How, in a country the size of Spain, has the situation come about? Mr Barnhardt answers with one word: "Greed".

Nor is it likely to stop here. Even if this stretch of land is developed to near-exhaustion, much of the country's coastline remains an inviting prospect to developers. Mr Barnhardt says: "There are still a lot of areas of Spain were you can buy much cheaper than here. Around Cadiz they will jump on the bandwagon. It will be the same as here." Ninety minutes drive south-west towards Cadiz, lies the tiny town of Zahara de los Atunes which, in winter, is home to no more than 1,200 people. In that area, near the Cape of Trafalgar, many tracts of land are either protected as national parks or by being in a military zone.

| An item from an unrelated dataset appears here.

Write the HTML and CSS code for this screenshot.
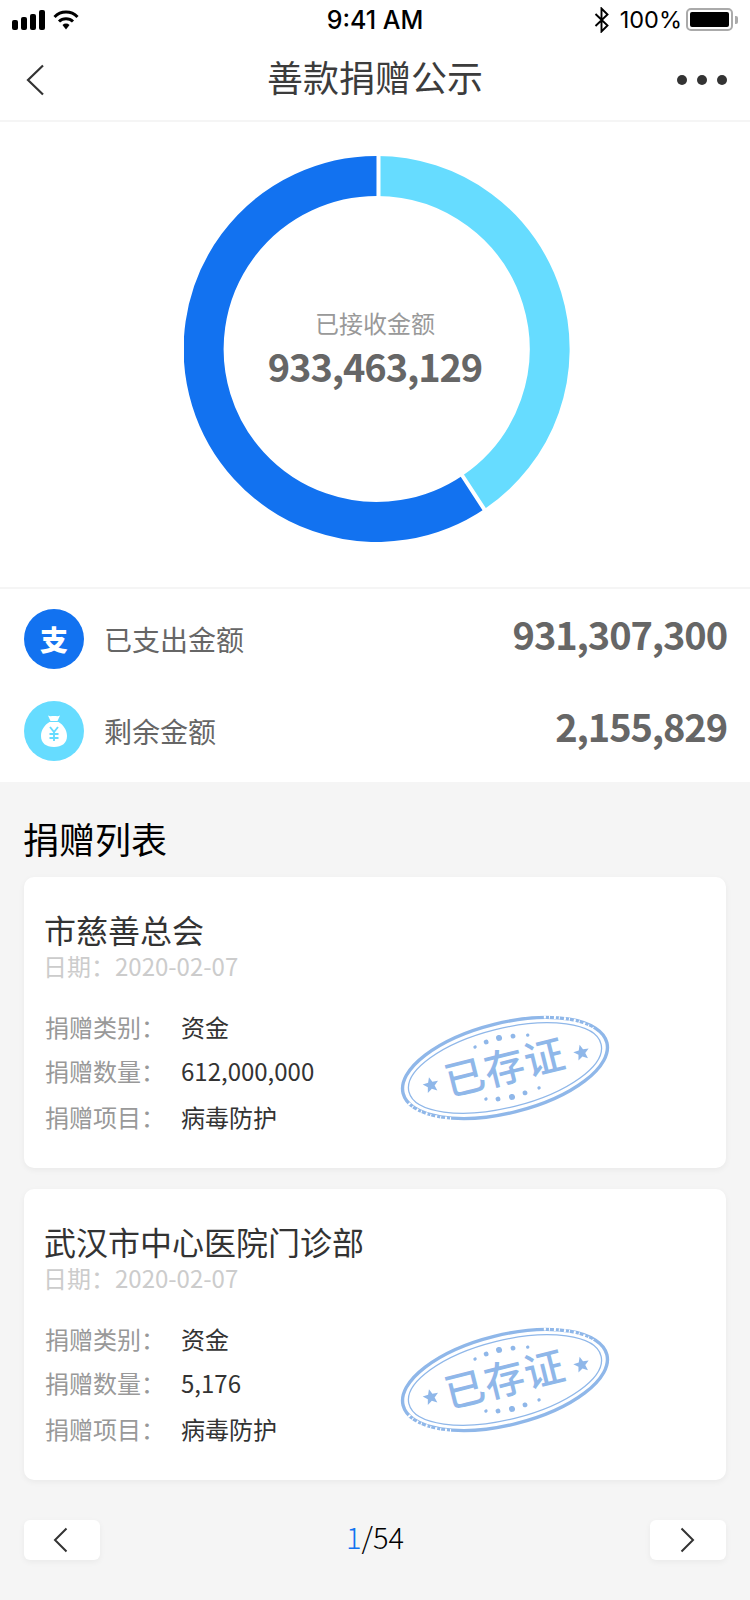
FILE: index.html
```html
<!DOCTYPE html>
<html lang="zh">
<head>
<meta charset="utf-8">
<title>善款捐赠公示</title>
<link rel="stylesheet" href="styles.css">
</head>
<body>
<header class="status">
  <div class="status-left">
    <svg width="33" height="20" viewBox="0 0 33 20"><g fill="#000"><rect x="0" y="10" width="6" height="10" rx="2"/><rect x="9" y="7" width="6" height="13" rx="2"/><rect x="18" y="4" width="6" height="16" rx="2"/><rect x="27" y="0" width="6" height="20" rx="2"/></g></svg>
    <svg width="26" height="20" viewBox="0 0 26 20"><g fill="none" stroke="#000" stroke-width="3"><path d="M1.500 7a16 16 0 0 1 23 0"/><path d="M6 11.500a10 10 0 0 1 14 0"/></g><path d="M9.500 15a5 5 0 0 1 7 0L13 19.500z" fill="#000"/></svg>
  </div>
  <div class="status-time">9:41 AM</div>
  <div class="status-right">
    <svg width="15" height="26" viewBox="0 0 15 26"><path d="M1.500 7l12 11.500-6 6V1.500l6 6-12 11.500" fill="none" stroke="#000" stroke-width="1.900"/></svg>
    <span class="battery-label">100%</span>
    <span class="battery"><span class="battery-fill"></span></span>
    <span class="battery-cap"></span>
  </div>
</header>

<nav class="navbar">
  <svg class="nav-back" width="20" height="32" viewBox="0 0 20 32"><path d="M17 1.500L2 16l15 14.500" fill="none" stroke="#333" stroke-width="2.200"/></svg>
  <h1 class="nav-title">善款捐赠公示</h1>
  <div class="dots"><i></i><i></i><i></i></div>
</nav>

<section class="chart">
  <div class="donut">
    <svg width="386" height="386" viewBox="0 0 386 386">
      <path d="M290 336A173 173 0 1 1 193 20" fill="none" stroke="#1272f0" stroke-width="40"/>
      <path d="M193 20A173 173 0 0 1 290 336" fill="none" stroke="#66dcff" stroke-width="40"/>
      <path d="M194.500 -2V44M304 359L274 313" stroke="#fff" stroke-width="4" fill="none"/>
    </svg>
    <div class="donut-label">
      <div class="donut-caption">已接收金额</div>
      <div class="donut-value">933,463,129</div>
    </div>
  </div>
</section>

<section class="summary">
  <div class="summary-row">
    <span class="badge badge-blue">支</span>
    <span class="summary-name">已支出金额</span>
    <span class="summary-value">931,307,300</span>
  </div>
  <div class="summary-row">
    <span class="badge badge-cyan">
      <svg width="32" height="34" viewBox="0 0 32 34"><path d="M10 1.500c2 1 3 .5 6 .5s4 .5 6-.5l-2.500 5.500h-7z M11.500 8h9c5 3 8.500 8 8.500 14 0 7-5 11-13 11S3 29 3 22c0-6 3.500-11 8.500-14z" fill="#fff"/><path d="M12 13l4 5 4-5M16 18v9M11.500 20h9M11.500 24h9" fill="none" stroke="#66dcff" stroke-width="1.900"/></svg>
    </span>
    <span class="summary-name">剩余金额</span>
    <span class="summary-value">2,155,829</span>
  </div>
</section>

<main class="list">
  <h2 class="list-title">捐赠列表</h2>

  <article class="card">
    <h3 class="card-title">市慈善总会</h3>
    <p class="card-date">日期：2020-02-07</p>
    <div class="field"><span class="field-key">捐赠类别：</span><span class="field-val">资金</span></div>
    <div class="field"><span class="field-key">捐赠数量：</span><span class="field-val">612,000,000</span></div>
    <div class="field field-last"><span class="field-key">捐赠项目：</span><span class="field-val">病毒防护</span></div>
    <svg class="stamp" viewBox="0 0 220 110">
      <g transform="rotate(-14 110 55)">
        <g fill="none" stroke="#8fb7e9">
          <ellipse cx="110" cy="55" rx="105" ry="45" stroke-width="3.400"/>
          <ellipse cx="110" cy="55" rx="99" ry="39.500" stroke-width="1.300"/>
          <path d="M8 66A105 45 0 0 0 48 92M160 15A105 45 0 0 1 205 38" stroke="#fff" stroke-width="3" stroke-dasharray="2 3 1 4"/>
        </g>
        <g class="stamp-ink">
          <circle cx="86" cy="27.400" r="1.700"/><circle cx="98" cy="25.200" r="2.400"/><circle cx="111.500" cy="24.400" r="3"/><circle cx="125.500" cy="26" r="2.400"/><circle cx="140" cy="28.600" r="1.700"/>
          <circle cx="84" cy="80.500" r="1.700"/><circle cx="95.700" cy="83.400" r="2.400"/><circle cx="109.800" cy="84.800" r="3"/><circle cx="123.400" cy="84" r="2.400"/><circle cx="138.200" cy="82.600" r="1.700"/>
          <path d="M34 45.500l2.200 5.300 5.700.4-4.400 3.700 1.400 5.600-4.900-3-4.900 3 1.400-5.600-4.400-3.700 5.700-.4z"/>
          <path d="M188 50.500l2.200 5.300 5.700.4-4.400 3.700 1.400 5.600-4.900-3-4.900 3 1.400-5.600-4.400-3.700 5.700-.4z"/>
          <text x="110" y="69" text-anchor="middle" class="stamp-text">已存证</text>
        </g>
      </g>
    </svg>
  </article>

  <article class="card">
    <h3 class="card-title">武汉市中心医院门诊部</h3>
    <p class="card-date">日期：2020-02-07</p>
    <div class="field"><span class="field-key">捐赠类别：</span><span class="field-val">资金</span></div>
    <div class="field"><span class="field-key">捐赠数量：</span><span class="field-val">5,176</span></div>
    <div class="field field-last"><span class="field-key">捐赠项目：</span><span class="field-val">病毒防护</span></div>
    <svg class="stamp" viewBox="0 0 220 110">
      <g transform="rotate(-14 110 55)">
        <g fill="none" stroke="#8fb7e9">
          <ellipse cx="110" cy="55" rx="105" ry="45" stroke-width="3.400"/>
          <ellipse cx="110" cy="55" rx="99" ry="39.500" stroke-width="1.300"/>
          <path d="M8 66A105 45 0 0 0 48 92M160 15A105 45 0 0 1 205 38" stroke="#fff" stroke-width="3" stroke-dasharray="2 3 1 4"/>
        </g>
        <g class="stamp-ink">
          <circle cx="86" cy="27.400" r="1.700"/><circle cx="98" cy="25.200" r="2.400"/><circle cx="111.500" cy="24.400" r="3"/><circle cx="125.500" cy="26" r="2.400"/><circle cx="140" cy="28.600" r="1.700"/>
          <circle cx="84" cy="80.500" r="1.700"/><circle cx="95.700" cy="83.400" r="2.400"/><circle cx="109.800" cy="84.800" r="3"/><circle cx="123.400" cy="84" r="2.400"/><circle cx="138.200" cy="82.600" r="1.700"/>
          <path d="M34 45.500l2.200 5.300 5.700.4-4.400 3.700 1.400 5.600-4.900-3-4.900 3 1.400-5.600-4.400-3.700 5.700-.4z"/>
          <path d="M188 50.500l2.200 5.300 5.700.4-4.400 3.700 1.400 5.600-4.900-3-4.900 3 1.400-5.600-4.400-3.700 5.700-.4z"/>
          <text x="110" y="69" text-anchor="middle" class="stamp-text">已存证</text>
        </g>
      </g>
    </svg>
  </article>

  <div class="pager">
    <button class="page-btn"><svg class="arrow-prev" width="16" height="26" viewBox="0 0 16 26"><path d="M14.500 1.500L3 13l11.500 11.500" fill="none" stroke="#333" stroke-width="2"/></svg></button>
    <div class="page-num"><span class="page-current">1</span>/54</div>
    <button class="page-btn"><svg width="16" height="26" viewBox="0 0 16 26"><path d="M1.500 1.500L13 13 1.500 24.500" fill="none" stroke="#333" stroke-width="2"/></svg></button>
  </div>
</main>
</body>
</html>
```

FILE: styles.css
```css
* { box-sizing: border-box; }
html, body { margin: 0; padding: 0; }
body {
  width: 750px;
  height: 1600px;
  overflow: hidden;
  background: #f5f5f5;
  font-family: "Noto Sans CJK SC", "Noto Sans", sans-serif;
  color: #333;
}

.status {
  height: 40px;
  background: #fff;
  padding: 0 12px;
  display: grid;
  grid-template-columns: 1fr auto 1fr;
  align-items: center;
  font-family: "Inter", "Liberation Sans", sans-serif;
  color: #000;
}
.status-left { display: flex; align-items: center; gap: 8px; }
.status-time { font-size: 25px; font-weight: 500; margin-top: -1px; }
.status-right { display: flex; align-items: center; justify-content: flex-end; margin: -1px 0 0; }
.battery-label { font-size: 23.5px; margin: 0 4px 0 11px; }
.battery {
  width: 47px; height: 23px; padding: 2px;
  border: 2px solid #aaa; border-radius: 5px; display: block;
}
.battery-fill { display: block; height: 100%; background: #000; border-radius: 2px; }
.battery-cap { width: 3px; height: 8px; margin-left: 2px; background: #aaa; border-radius: 0 2px 2px 0; }

.navbar {
  height: 82px;
  background: #fff;
  border-bottom: 2px solid #f5f5f5;
  padding: 0 23px 0 26px;
  display: grid;
  grid-template-columns: 1fr auto 1fr;
  align-items: center;
}
.nav-title { margin: -6px 0 0 -3px; font-size: 36px; font-weight: 400; color: #3c3c3c; line-height: 1.2; }
.dots { display: flex; gap: 10px; justify-content: flex-end; }
.dots i { width: 10px; height: 10px; border-radius: 50%; background: #333; display: block; }

.chart {
  height: 467px;
  background: #fff;
  border-bottom: 2px solid #f5f5f5;
  display: flex;
  justify-content: center;
  padding: 34px 0 0 3px;
}
.donut { position: relative; width: 386px; height: 386px; }
.donut-label {
  position: absolute; inset: 0 3px 0 0;
  display: flex; flex-direction: column; align-items: center; justify-content: center;
}
.donut-caption { font-size: 24px; color: #999; line-height: 32px; }
.donut-value { font-size: 38px; font-weight: 700; color: #666; line-height: 50px; letter-spacing: -1.1px; margin-top: 2px; }

.summary { background: #fff; height: 193px; padding: 20px 24px 0; display: flex; flex-direction: column; gap: 32px; }
.summary-row { display: flex; align-items: center; height: 60px; }
.badge {
  width: 60px; height: 60px; border-radius: 50%;
  display: flex; align-items: center; justify-content: center;
  flex: none;
}
.badge-blue { background: #1272f0; color: #fff; font-size: 28px; font-weight: 900; }
.badge-cyan { background: #66dcff; }
.summary-name { font-size: 28px; color: #666; margin-left: 20px; }
.summary-value { margin: -10px -1px 0 auto; font-size: 38px; font-weight: 700; letter-spacing: -1.1px; color: #666; line-height: 1; }

.list { padding: 0 24px; }
.list-title { margin: 0 0 0 -1px; padding-top: 31px; height: 95px; font-size: 36px; font-weight: 400; color: #000; line-height: 50px; }

.card {
  position: relative;
  height: 291px;
  margin-bottom: 21px;
  padding: 33px 21px 0;
  background: #fff;
  border-radius: 10px;
  box-shadow: 0 2px 6px rgba(0,0,0,.05);
}
.card-title { margin: 0 0 0 -1px; font-size: 32px; font-weight: 400; line-height: 38px; color: #333; }
.card-date { margin: 2px 0 28px -2px; font-size: 24px; color: #ccc; line-height: 32px; }
.field { display: flex; font-size: 24px; line-height: 34px; margin-bottom: 10px; }
.field-last { margin-top: 12px; margin-bottom: 0; }
.field-key { width: 136px; color: #999; flex: none; }
.field-val { color: #333; }
.stamp { position: absolute; left: 371px; top: 136px; width: 220px; height: 110px; }
.stamp-ink { fill: #8fb7e9; }
.stamp-text { font-family: "Noto Sans CJK SC", sans-serif; font-size: 40px; font-weight: 500; letter-spacing: 1px; }

.pager { display: flex; align-items: center; justify-content: space-between; margin-top: 40px; }
.page-btn {
  width: 76px; height: 40px; padding: 0; border: 0;
  background: #fff; border-radius: 6px;
  box-shadow: 0 2px 6px rgba(0,0,0,.05);
  display: flex; align-items: center; justify-content: center;
}
.arrow-prev { margin-right: 4px; }
.page-num { font-size: 29px; color: #000; line-height: 40px; font-weight: 300; margin-top: -8px; }
.page-current { color: #1272f0; }
```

As a result, the land is covered with pines and Mediterranean brushwood and the ecosystem supports chameleon, yellow-footed gull, egret, grey herons and flamingoes. Fishermen catch tuna by traditional methods but employment prospects are poor so tourism presents a potential source of income.

The town already has five, small, hotels though visitors are mainly Spanish; on one day last week just 32 foreigners were staying in Zahara de los Atunes, six of whom were British.

From here towards the next town, Barbate, stretches 10km of virgin, sandy, beach behind which stands empty brushwood. But look in the other direction and there is the familiar site of the ubiquitous, whitewashed, purpose-built developments so common on the Costa del Sol.

Inma Mera-Trivino, the town's tourist officer, explains the dilemma: " There is good and bad with tourism. The tourists bring money for people who live here and we need work." In one estate agency, Nuestra Zahara, they are asking €240,000 for a two-bedroom flat and €2m for a large villa with pool. Prices are high because construction in the natural park is not permitted, but some restrictions may be relaxed in 2006. "For now the building has stopped," says one of the staff.